The good news is, this offer is a pretty good deal if you want to get out of your old, junky ride and into something not likely to shed parts every mile or two; there’s no money down, and while that $99/month price applies only for the cheapest Smart, even if you upgrade to a higher trim level, you’ll still probably get a good deal.

The bad news is…you’re still getting a Smart. Which means only two seats, a herky-jerky transmission,  a 0-60 time of around 14 seconds, and only 41 mpg on the highway (and that’s if you never use most of the car’s meager 70 horsepower) for your $13,355. In comparison, a Honda Fit gives you seating for four (five if you have one friend who’s an elf), 117 horsepower, 33 mpg highway and several times as much driving fun for $15,460.

But if all this talk of tiny, fuel-efficient cars is making your enthusiast mojo shrivel up, fear not – the sleek, powerful machines that make us Andy Samberg in our pants aren’t going anywhere anytime soon. So, for your trouser-staining pleasure, Shelby is unveiling two Super Snake packages for the Ford Shelby GT500.

Car porn: still legal in 49 states. (Thanks for nothing, Oregon.)

Car porn: still legal in 49 states. (Thanks for nothing, Oregon.)

$29,495 will buy you an upgrade to 630 horsepower, while true Tim Allens and Jay Lenos of the world can get the whole-hog 725 horses for $33,495. (Not including the $46,325 for a new GT500, of course.) Improved handling and stopping hardware gets thrown in for good measure, too.

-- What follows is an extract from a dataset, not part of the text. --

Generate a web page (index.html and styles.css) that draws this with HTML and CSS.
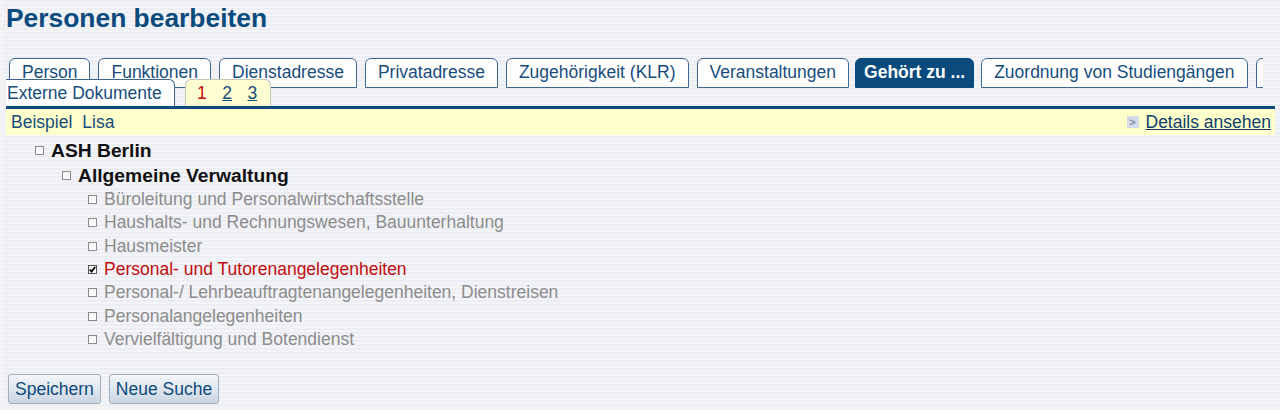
FILE: index.html
```html
<!DOCTYPE html>
<html lang="de">
<head>
<meta charset="utf-8">
<title>Personen bearbeiten</title>
<link rel="stylesheet" href="styles.css">
</head>
<body>
<div class="page">
  <h1 class="title">Personen bearbeiten</h1>

  <div class="tabbar">
    <div class="tabrow">
      <span class="tab">Person</span>
      <span class="tab">Funktionen</span>
      <span class="tab">Dienstadresse</span>
      <span class="tab">Privatadresse</span>
      <span class="tab">Zugehörigkeit (KLR)</span>
      <span class="tab">Veranstaltungen</span>
      <span class="tab tab-active">Gehört zu ...</span>
      <span class="tab">Zuordnung von Studiengängen</span>
      <span class="tab tab-more"></span>
    </div>
    <div class="tabrow2">
      <span class="tab2">Externe Dokumente</span>
      <span class="pager"><span class="cur">1</span><a href="#">2</a><a href="#">3</a></span>
    </div>
  </div>

  <div class="infobar">
    <span class="name">Beispiel<span class="sp"></span>Lisa</span>
    <span class="details"><span class="arrow">&gt;</span><a href="#">Details ansehen</a></span>
  </div>

  <ul class="tree">
    <li class="lvl0"><span class="cb"></span>ASH Berlin</li>
    <li class="lvl1"><span class="cb"></span>Allgemeine Verwaltung</li>
    <li class="lvl2"><span class="cb"></span>Büroleitung und Personalwirtschaftsstelle</li>
    <li class="lvl2"><span class="cb"></span>Haushalts- und Rechnungswesen, Bauunterhaltung</li>
    <li class="lvl2"><span class="cb"></span>Hausmeister</li>
    <li class="lvl2 sel"><span class="cb checked"><svg viewBox="0 0 9 9" width="9" height="9"><path d="M1.8 4.6 L3.6 6.6 L7.2 2" fill="none" stroke="#000" stroke-width="1.8"/></svg></span>Personal- und Tutorenangelegenheiten</li>
    <li class="lvl2"><span class="cb"></span>Personal-/ Lehrbeauftragtenangelegenheiten, Dienstreisen</li>
    <li class="lvl2"><span class="cb"></span>Personalangelegenheiten</li>
    <li class="lvl2"><span class="cb"></span>Vervielfältigung und Botendienst</li>
  </ul>

  <div class="buttons">
    <button class="btn">Speichern</button>
    <button class="btn">Neue Suche</button>
  </div>
</div>
</body>
</html>
```

FILE: styles.css
```css
html, body {
  margin: 0;
  padding: 0;
}
body {
  background: #f3f3f6;
  font-family: "Liberation Sans", Arial, sans-serif;
  font-size: 17.5px;
  height: 410px;
  overflow: hidden;
}
.page {
  margin-left: 3px;
  padding: 0 5px 0 3px;
  height: 406px;
  box-sizing: border-box;
  border-bottom-left-radius: 6px;
  background: repeating-linear-gradient(to bottom, #eceef3 0, #eceef3 2px, #f3f4f8 2px, #f3f4f8 4px);
}
.title {
  margin: 0;
  padding: 4px 0 0 0;
  font-size: 26.4px;
  line-height: 28px;
  font-weight: bold;
  color: #0a4a7c;
}
.tabbar {
  margin-top: 26px;
}
.tabrow {
  display: flex;
  gap: 8px;
  margin-left: 3px;
  width: 1254px;
  overflow: hidden;
  height: 30px;
}
.tab {
  flex: none;
  box-sizing: border-box;
  height: 30px;
  padding: 3px 12px 0;
  line-height: 20px;
  background: #fff;
  border: 1px solid #3d6690;
  border-radius: 6px 6px 0 0;
  color: #174d7c;
  white-space: nowrap;
}
.tab-active {
  margin: 0 -1px 0 -2px;
  padding: 3px 8px 0;
  background: #0a4a7c;
  border-color: #0a4a7c;
  color: #fff;
  font-weight: bold;
}
.tab-more {
  width: 30px;
}
.tabrow2 {
  display: flex;
  gap: 10px;
  margin-top: -9px;
  height: 27px;
  position: relative;
}
.tab2 {
  box-sizing: border-box;
  height: 27px;
  width: 169px;
  padding: 3px 0 0 1px;
  line-height: 20px;
  background: #fff;
  border: 1px solid #3d6690;
  border-left: none;
  border-bottom: none;
  border-radius: 0 6px 0 0;
  color: #174d7c;
  white-space: nowrap;
}
.pager {
  box-sizing: border-box;
  height: 27px;
  width: 86px;
  padding: 3px 0 0 11px;
  line-height: 20px;
  background: #fefed2;
  border: 1px solid #c6c7b6;
  border-bottom: none;
  border-radius: 6px 6px 0 0;
  display: flex;
  gap: 15.5px;
}
.pager .cur {
  color: #c20c0c;
}
.pager a {
  color: #174d7c;
  text-decoration: underline;
}
.infobar {
  border-top: 3px solid #0e4a7b;
  background: #ffffcc;
  height: 26px;
  line-height: 26px;
  padding: 0 4px 0 5px;
  display: flex;
  justify-content: space-between;
  color: #174d7c;
}
.sp {
  display: inline-block;
  width: 10px;
}
.details {
  display: flex;
  align-items: center;
  gap: 7px;
}
.arrow {
  display: inline-flex;
  align-items: center;
  justify-content: center;
  width: 12px;
  height: 12px;
  background: #d5dbe9;
  color: #8090a8;
  font-size: 11px;
  font-weight: bold;
  line-height: 12px;
}
.details a {
  color: #0f3f6e;
  text-decoration: underline;
}
.tree {
  list-style: none;
  margin: 0;
  padding: 3px 0 0 0;
}
.tree li {
  display: flex;
  align-items: center;
  white-space: nowrap;
}
.cb {
  display: inline-flex;
  box-sizing: border-box;
  width: 9px;
  height: 9px;
  border: 1px solid #8a8a8a;
  background: linear-gradient(to bottom, #f4f4f4, #fff);
  margin-right: 7px;
  flex: none;
}
.cb.checked {
  border-color: #555;
}
.cb svg {
  margin: -1px;
}
.lvl0 {
  padding-left: 29px;
  height: 25px;
  font-size: 19.25px;
  font-weight: bold;
  color: #111;
}
.lvl1 {
  padding-left: 56px;
  height: 25px;
  font-size: 19.25px;
  font-weight: bold;
  color: #111;
}
.lvl2 {
  padding-left: 82px;
  height: 23.3px;
  color: #8c8c8c;
}
.lvl2.sel {
  color: #c00d0d;
}
.buttons {
  display: flex;
  gap: 8px;
  margin-top: 23px;
  padding-left: 2px;
}
.btn {
  font-family: "Liberation Sans", Arial, sans-serif;
  font-size: 17.5px;
  height: 30px;
  padding: 0 6px;
  color: #0f4a7a;
  background: linear-gradient(to bottom, #f3f6fa 0%, #dde5ee 55%, #c9d4e0 100%);
  border: 1px solid #a4adb8;
  border-radius: 3px;
}
```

And finally, we reported a couple weeks ago on an M Performance version of BMW’s 7-series sedan. Turns out BMW is denying any such car, claiming the photographed tester was just an example of the new Sport Package for the 7-series. But we still wouldn’t be surprised to see an M7 sometime soon – after all, if they’re making an X5 M, they clearly aren’t too picky about M-ing out their vehicles anymore.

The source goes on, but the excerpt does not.